I've been thinking a lot about this lately and I can't come up with a clear and fully appropriate medium to actually challenge government overreach in a significant way.

It seems to me, viewing history as an example, it used to be possible to legitimately petition the government by means of demonstrations, protests, contacting legislators, etc. Now that's been completely replaced with lawsuits. Only by one party with significant means and resourcing sueing the other and waiting a long time to reach the Supreme Court do things get accomplished.

As this has to do with the drug war, however, I think things are slowly changing. If the Prohibition of alcohol can be any guide it will take a large enough public outcry along with voting people into office that share your point of view. All that takes time, money, and at least some way to sway the public (generally meaning control in some kind of large media company that the public believes/trusts).
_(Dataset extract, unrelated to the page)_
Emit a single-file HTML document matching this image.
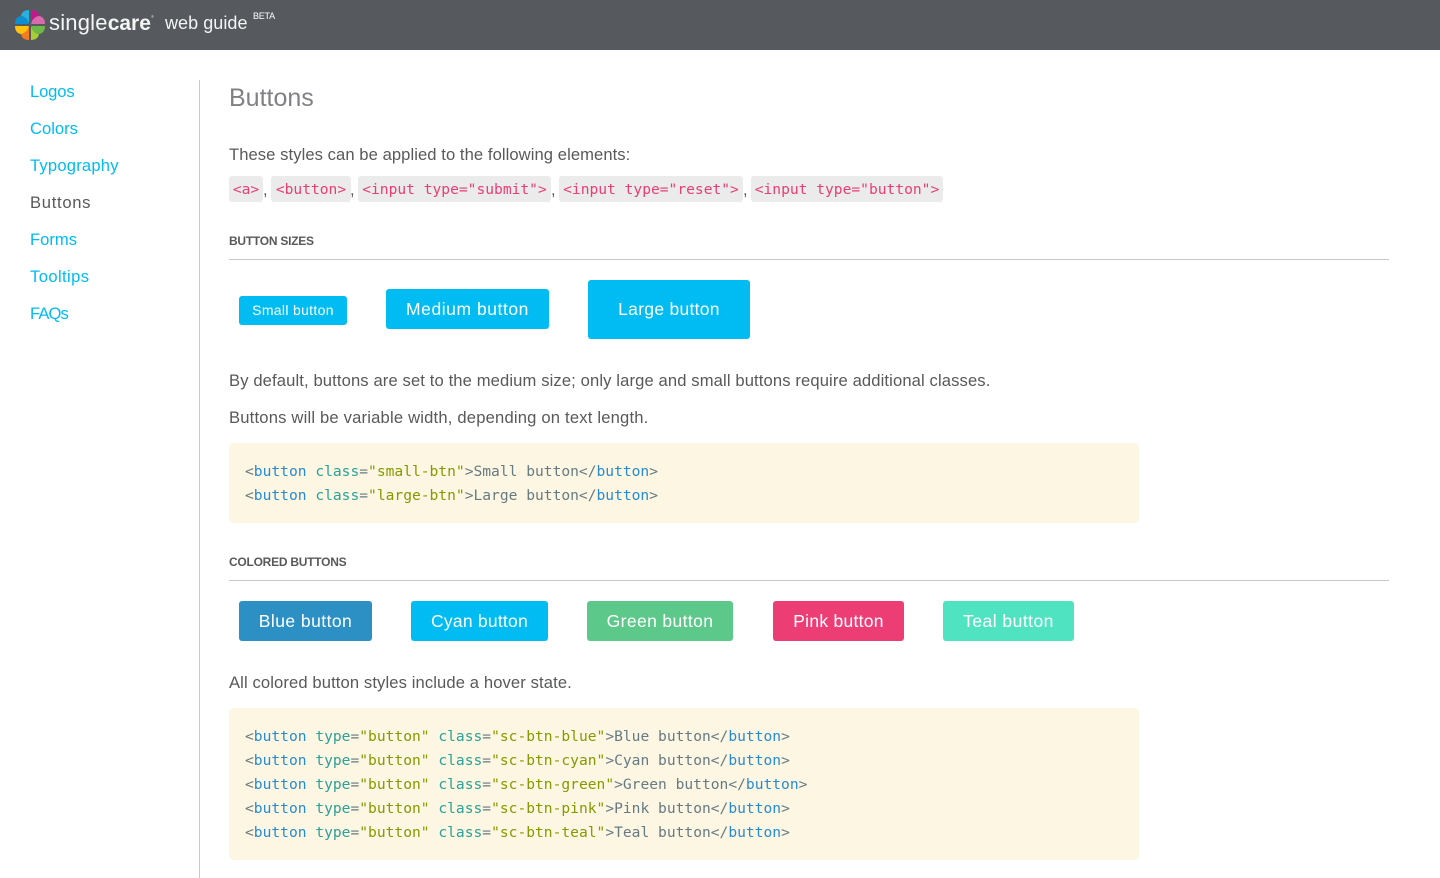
<!DOCTYPE html>
<html lang="en">
<head>
<meta charset="utf-8">
<title>Buttons - singlecare web guide</title>
<style>
html,body{margin:0;padding:0;background:#fff}
body{position:relative;width:1440px;height:878px;overflow:hidden;font-family:"Liberation Sans",sans-serif;color:#58595b}
.a{position:absolute;white-space:nowrap}
header{position:absolute;left:0;top:0;width:1440px;height:50px;background:#565a5e}
.nav{left:30px;font-size:16.6px;line-height:22px;color:#00bcf2}
.p{left:229px;font-size:16.6px;line-height:22px;color:#58595b}
.h{left:229px;font-size:12px;line-height:16px;font-weight:bold;color:#58595b;letter-spacing:-.25px}
.hr{left:229px;width:1160px;height:1px;background:#c8c8c8}
.b{border-radius:3px;color:#fff;text-align:center;font-size:17.5px}
.c{top:176px;height:26px;line-height:28px;background:#ebebeb;border-radius:3px;font-family:"DejaVu Sans Mono",monospace;font-size:14.6px;color:#e83e75;text-align:center}
.box{left:229px;width:910px;background:#fdf6e3;border-radius:5px}
pre{position:absolute;left:245px;margin:0;font-family:"DejaVu Sans Mono",monospace;font-size:14.6px;line-height:24px;color:#657b83}
.t{color:#268bd2}.k{color:#2aa198}.s{color:#859900}
</style>
</head>
<body>
<header>
<svg class="a" style="left:14px;top:9px" width="32" height="32" viewBox="0 0 32 32">
<path fill="#29b0e0" d="M15 1C10 1 7.500 3.500 7 7C11 7.500 14 10.500 15 15Z"/>
<path fill="#0d8ecf" d="M1 15C1 10.500 3 7.500 7 7C11 7.500 14 10.500 15 15Z"/>
<g transform="translate(32 0) scale(-1 1)">
<path fill="#c1188f" d="M15 1C10 1 7.500 3.500 7 7C11 7.500 14 10.500 15 15Z"/>
<path fill="#d96aae" d="M1 15C1 10.500 3 7.500 7 7C11 7.500 14 10.500 15 15Z"/>
</g>
<g transform="translate(0 32) scale(1 -1)">
<path fill="#f47b20" d="M15 1C10 1 7.500 3.500 7 7C11 7.500 14 10.500 15 15Z"/>
<path fill="#ffc20e" d="M1 15C1 10.500 3 7.500 7 7C11 7.500 14 10.500 15 15Z"/>
</g>
<g transform="translate(32 32) scale(-1 -1)">
<path fill="#a6ce39" d="M15 1C10 1 7.500 3.500 7 7C11 7.500 14 10.500 15 15Z"/>
<path fill="#6fb843" d="M1 15C1 10.500 3 7.500 7 7C11 7.500 14 10.500 15 15Z"/>
</g>
<path fill="#565a5e" d="M16 12L17.300 14.700L20 16L17.300 17.300L16 20L14.700 17.300L12 16L14.700 14.700Z"/>
</svg>
<div class="a" style="left:49px;top:9px;font-size:22px;line-height:28px;color:#f4f4f4;letter-spacing:.2px">single<b style="font-size:21px;letter-spacing:0">care</b></div>
<div class="a" style="left:151px;top:14px;font-size:4px;line-height:6px;color:#ddd">®</div>
<div class="a" style="left:165px;top:10px;font-size:18px;line-height:26px;color:#f4f4f4;letter-spacing:.05px">web guide</div>
<div class="a" style="left:253px;top:10px;font-size:9px;line-height:12px;color:#fff;letter-spacing:-.25px">BETA</div>
</header>

<div class="a nav" style="top:81px;letter-spacing:-.15px">Logos</div>
<div class="a nav" style="top:118px">Colors</div>
<div class="a nav" style="top:155px;letter-spacing:.2px">Typography</div>
<div class="a nav" style="top:192px;color:#58595b;letter-spacing:.7px">Buttons</div>
<div class="a nav" style="top:229px">Forms</div>
<div class="a nav" style="top:266px;letter-spacing:.4px">Tooltips</div>
<div class="a nav" style="top:303px;letter-spacing:-.9px">FAQs</div>
<div class="a" style="left:199px;top:80px;width:1px;height:798px;background:#c8c8c8"></div>

<div class="a" style="left:229px;top:81px;font-size:25px;line-height:34px;color:#808184">Buttons</div>
<div class="a p" style="top:144px;letter-spacing:.07px">These styles can be applied to the following elements:</div>

<div class="a c" style="left:229px;width:34px">&lt;a&gt;</div>
<div class="a p" style="left:263px;top:179px">,</div>
<div class="a c" style="left:271px;width:80px">&lt;button&gt;</div>
<div class="a p" style="left:350px;top:179px">,</div>
<div class="a c" style="left:358px;width:193px">&lt;input type="submit"&gt;</div>
<div class="a p" style="left:551px;top:179px">,</div>
<div class="a c" style="left:559px;width:184px">&lt;input type="reset"&gt;</div>
<div class="a p" style="left:743px;top:179px">,</div>
<div class="a c" style="left:751px;width:192px">&lt;input type="button"&gt;</div>

<div class="a h" style="top:233px">BUTTON SIZES</div>
<div class="a hr" style="top:259px"></div>

<div class="a b" style="left:239px;top:296px;width:108px;height:29px;line-height:29px;background:#00bcf2;font-size:14px;letter-spacing:.32px">Small button</div>
<div class="a b" style="left:386px;top:289px;width:163px;height:40px;line-height:41px;background:#00bcf2;letter-spacing:.55px">Medium button</div>
<div class="a b" style="left:588px;top:280px;width:162px;height:59px;line-height:59px;background:#00bcf2;letter-spacing:.28px">Large button</div>

<div class="a p" style="top:370px;letter-spacing:.12px">By default, buttons are set to the medium size; only large and small buttons require additional classes.</div>
<div class="a p" style="top:407px;letter-spacing:.19px">Buttons will be variable width, depending on text length.</div>

<div class="a box" style="top:443px;height:80px"></div>
<pre style="top:460px">&lt;<span class="t">button</span> <span class="k">class</span>=<span class="s">"small-btn"</span>&gt;Small button&lt;/<span class="t">button</span>&gt;
&lt;<span class="t">button</span> <span class="k">class</span>=<span class="s">"large-btn"</span>&gt;Large button&lt;/<span class="t">button</span>&gt;</pre>

<div class="a h" style="top:554px">COLORED BUTTONS</div>
<div class="a hr" style="top:580px"></div>

<div class="a b" style="left:239px;top:601px;width:133px;height:40px;line-height:41px;background:#2c90c4;letter-spacing:.45px">Blue button</div>
<div class="a b" style="left:411px;top:601px;width:137px;height:40px;line-height:41px;background:#00bcf2;letter-spacing:.23px">Cyan button</div>
<div class="a b" style="left:587px;top:601px;width:146px;height:40px;line-height:41px;background:#5cc88a;letter-spacing:.38px">Green button</div>
<div class="a b" style="left:773px;top:601px;width:131px;height:40px;line-height:41px;background:#ec3e75;letter-spacing:.27px">Pink button</div>
<div class="a b" style="left:943px;top:601px;width:131px;height:40px;line-height:41px;background:#50e3c2;letter-spacing:.47px">Teal button</div>

<div class="a p" style="top:672px;letter-spacing:.11px">All colored button styles include a hover state.</div>

<div class="a box" style="top:708px;height:152px"></div>
<pre style="top:725px">&lt;<span class="t">button</span> <span class="k">type</span>=<span class="s">"button"</span> <span class="k">class</span>=<span class="s">"sc-btn-blue"</span>&gt;Blue button&lt;/<span class="t">button</span>&gt;
&lt;<span class="t">button</span> <span class="k">type</span>=<span class="s">"button"</span> <span class="k">class</span>=<span class="s">"sc-btn-cyan"</span>&gt;Cyan button&lt;/<span class="t">button</span>&gt;
&lt;<span class="t">button</span> <span class="k">type</span>=<span class="s">"button"</span> <span class="k">class</span>=<span class="s">"sc-btn-green"</span>&gt;Green button&lt;/<span class="t">button</span>&gt;
&lt;<span class="t">button</span> <span class="k">type</span>=<span class="s">"button"</span> <span class="k">class</span>=<span class="s">"sc-btn-pink"</span>&gt;Pink button&lt;/<span class="t">button</span>&gt;
&lt;<span class="t">button</span> <span class="k">type</span>=<span class="s">"button"</span> <span class="k">class</span>=<span class="s">"sc-btn-teal"</span>&gt;Teal button&lt;/<span class="t">button</span>&gt;</pre>
</body>
</html>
The only way to get started is for people to get together and say they want to do it and start doing it. Apathy and complaining about it goes nowhere.

https://twitter.com/pogue25 if anyone wants to get started :)


Don't confuse disagreement with apathy. Remember that post-Snowden Congress had the ability to put a stop to the NSA program and didn't, and the public outcry (outside of HN) was fairly muted. So it seems that you've got to win some hearts and minds first.

And winning the hearts and minds is not going to be easy. Consider the Tea Party (and importantly consider your own feelings toward the Tea Party) A bona-fide grass roots movement that the establishment has marginalized, ridiculed and baselessly accused of violence and racism and now stands charged with holding the nation hostage, by exercising legal and constitutional rights. I suspect you're movement would not fair any better.


>Remember that post-Snowden Congress had the ability to put a stop to the NSA program and didn't, and the public outcry (outside of HN) was fairly muted.

I don't see the public outcry as muted at all, but I suppose it depends on where you look. Remember, we're in a transition of traditional/oldschool media to new media.

I also don't expect the body politic to simply throw out their beloved spy apparatus after some public outcry. This isn't just a decision of Congress, but of a state funded military industrial complex that exists out of bounds of any kind of oversight with their own secret budgets -- something almost unheard of any prior state and without historical precedent. Trying to tear down the walls of that is going to be an extremely complicated and time consuming process, and I think its going to be a piecemeal affair.

> I suspect you're movement would not fair any better.

Obviously its very hard to establish a movement in the 21st century that can effectively alter the status quo. I look at Occupy as a better example -- and without getting into arguments regards one vs the other the Tea Party has continued where Occupy faltered and disintegrated. You may not be able to control what people say about you and its hard to keep a movement from splintering, but if you go by the basic tenants of creating a popular mass movement with leadership, specific political objectives, and enough funds, I think it's very possible to get things accomplished.